The San Francisco Chronicle reports on such a story, but one that has a chance at a different ending courtesy of the 9th Circuit Court of Appeals.

(In 2005, I reported on a related story for the LA Times, but it had a much less happy ending. I’m still in contact with the subject of the story. He’s living in Mexico, doing his best to support his four kids, all of them American citizens, who have come to live with their dad because they missed him so terribly. In the US he was making a good living as an expert carpenter, volunteering as a little league coach, living a decent life. Now he works for subsistence wages, while his eldest boy puts off school so he can stay home and take care of the kids. (He is separated from the children’s mother.)

Relying on a recent U.S. Supreme Court ruling, a federal appeals court said Friday that a Watsonville man who has lived legally in the United States for more than 30 years can withdraw his guilty plea to gun possession because his lawyer failed to tell him he would be deported after finishing his sentence. [You can find the decision here.]

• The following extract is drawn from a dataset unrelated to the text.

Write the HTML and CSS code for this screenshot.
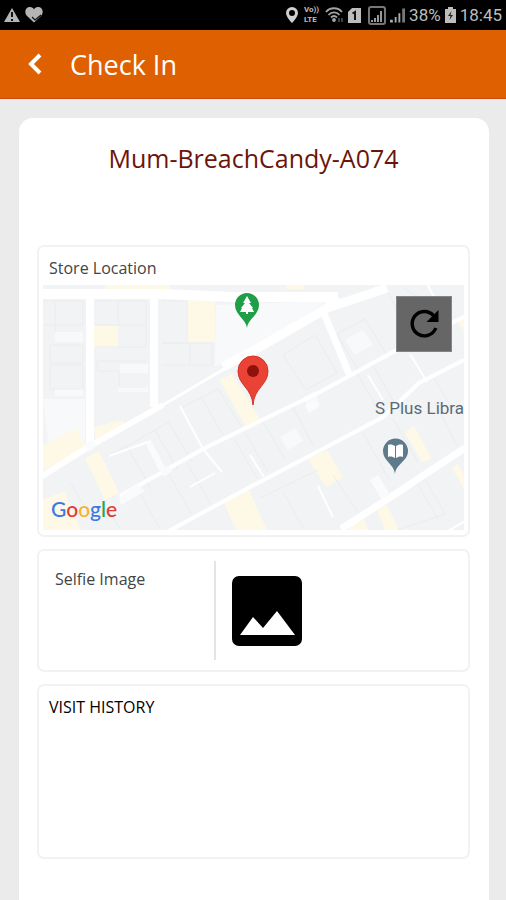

Jose Bonilla Jr. has already served most of the two-year prison term he was given in 2009 for two felony charges in connection with a sawed-off shotgun that police found in his car after a gang fight. Federal law requires that any noncitizen convicted of those charges be deported.

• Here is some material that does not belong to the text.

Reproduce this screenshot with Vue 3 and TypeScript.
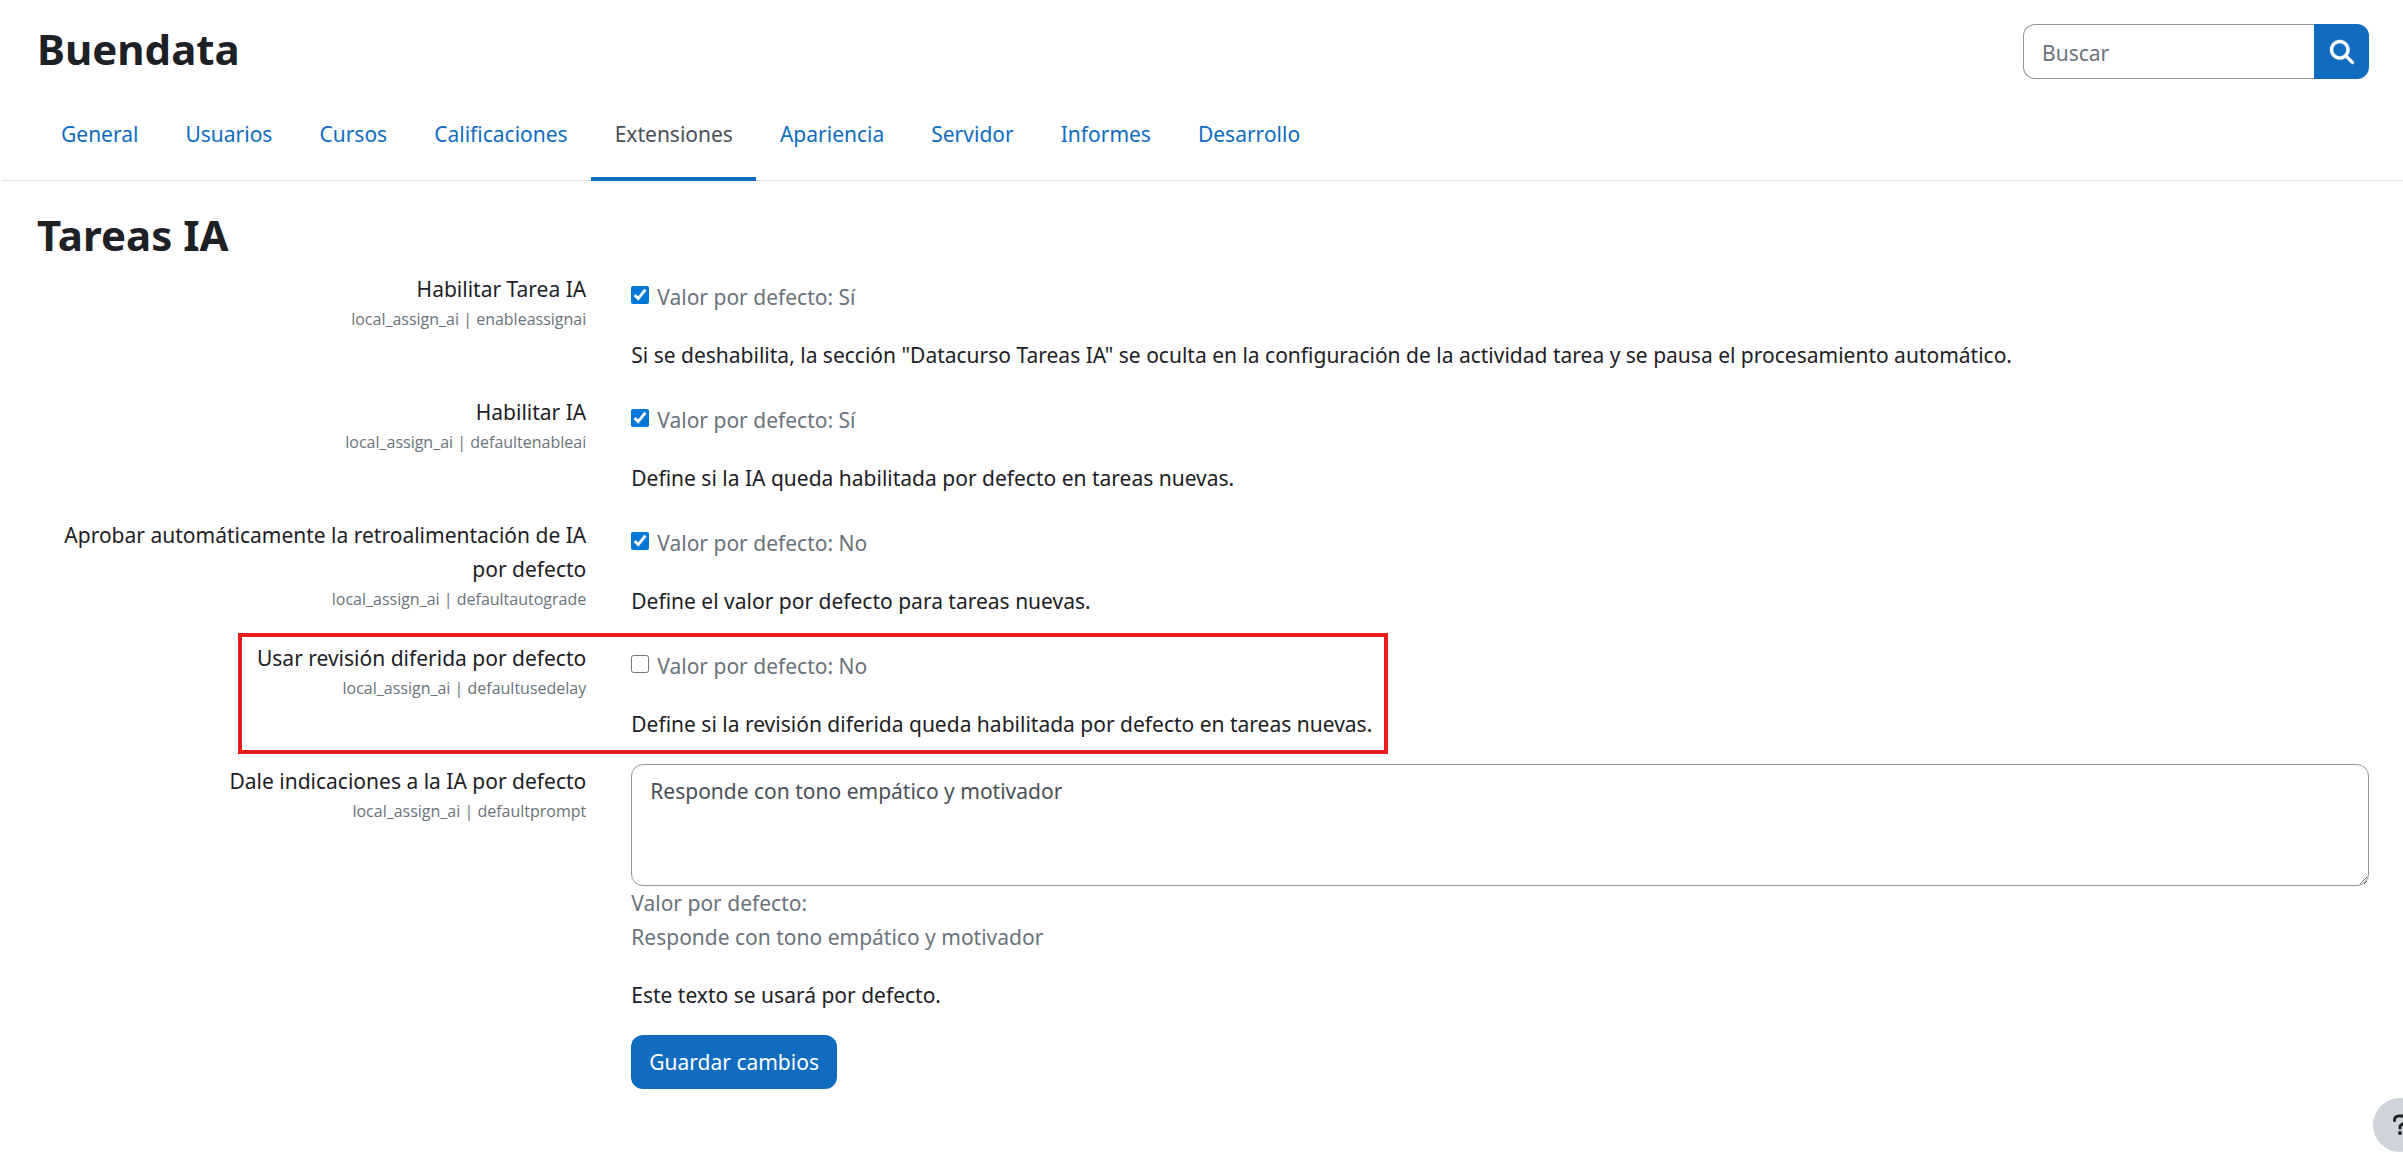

Bonilla came to the United States with his family in 1976 when he was 3 years old. The court said he has been a legal resident for more than 30 years. In court papers, his current lawyer said Bonilla was a gang member in his youth but had settled down and was active in his church and community.

Before Bonilla’s guilty plea, his wife asked his trial lawyer whether the charges would result in deportation. But the court said she got no answer until after the plea, when the lawyer told her Bonilla would be deported.

Bonilla then asked to withdraw his plea, saying he would have negotiated for lesser charges or gone to trial if he had known he would be removed from the country and separated from his wife and two children, all U.S. citizens. The trial judge refused, saying Bonilla had obviously known he might be deported….


IN OKLAHOMA, REPUBLICAN LAWMAKERS WANT IMMIGRATION CRACK DOWN, WHILE REPUBLICAN BUSINESS COMMUNITY—NOT SO MUCH

The AP has the story:

A quiet campaign by Oklahoma’s business community to head off tough new immigration legislation is causing an angry rift among Republicans in the Legislature, some of whom charge voters’ desire for more action to curb illegal workers is being sabotaged.

In political campaigns across Oklahoma last year, many Republican candidates vowed to target illegal immigrants, and came into office with plans to give the state the toughest anti-immigration policies in the nation.

But the push for a crackdown is running headlong into another Republican priority — creating a pro-business climate that would make Oklahoma more attractive to business and industry.

A sweeping immigration measure is pending in the Senate, but it has been stripped of most provisions that penalize businesses for hiring illegal workers — a key part of earlier proposals. A separate bill passed in the House last week includes few restrictions on businesses.

At least in this case, the schizophrenic nature of immigration policy (and the grandstanding around it) is out in the open.


NEW JERSEY SCHOOL VALEDICTORIAN WANTS TO WORK FOR NASA BUT IS GETTING DEPORTED INSTEAD

I hate these stories. And, yes, this kid is one more reason why we need to pass the DREAM act.

The Star-Ledger has the details.

Vidal Tapia is by all accounts International High School’s brightest prospect. A teacher-described “pillar of strength” at the Paterson school, he carries a 4.0 GPA, a National Honor Society membership and a slew of community service hours. He was tapped as his class’s valedictorian to give the commencement address in June. Eventually, he wants to work for NASA.

But his plans might fall short of even graduation, not because of any academic problems, but rather an immigration snare. By next week, the 19-year-old senior could be sent back to his native Mexico, barred from returning to the United States for a decade.

Tapia immigrated here illegally about five years ago. Since then, his petition for U.S. residency has been accepted and an interview for a green card was scheduled for Wednesday at the consulate in Ciudad Juarez. But because he unlawfully crossed the border and now is an adult, he is likely to face a 10-year ban from setting foot on U.S. soil, regardless of whether he qualifies for residency status. That would mean no commencement speech in June, no diploma in the near future and no American job possibilities until he’s in his 30s…..

2 Comments

  • “In court papers, his current lawyer said Bonilla was a gang member in his youth but had settled down and was active in his church and community.”

    I guess that why he had the shotgun in his car after a gang fight, let’s give him a “citizen of the year” award instead.

  • Bonilla is no saint. The charges included in his arrest were Felon in possesion of a fire arm. He was already convivted once in 1992. And as WTF pointed out he obviosly hasn’t done much to change since then if he’s still getting involved in gang fights and driving around with a sawed off shotgun.
    This is a perfect example of the type of immmigrants that need to be deported.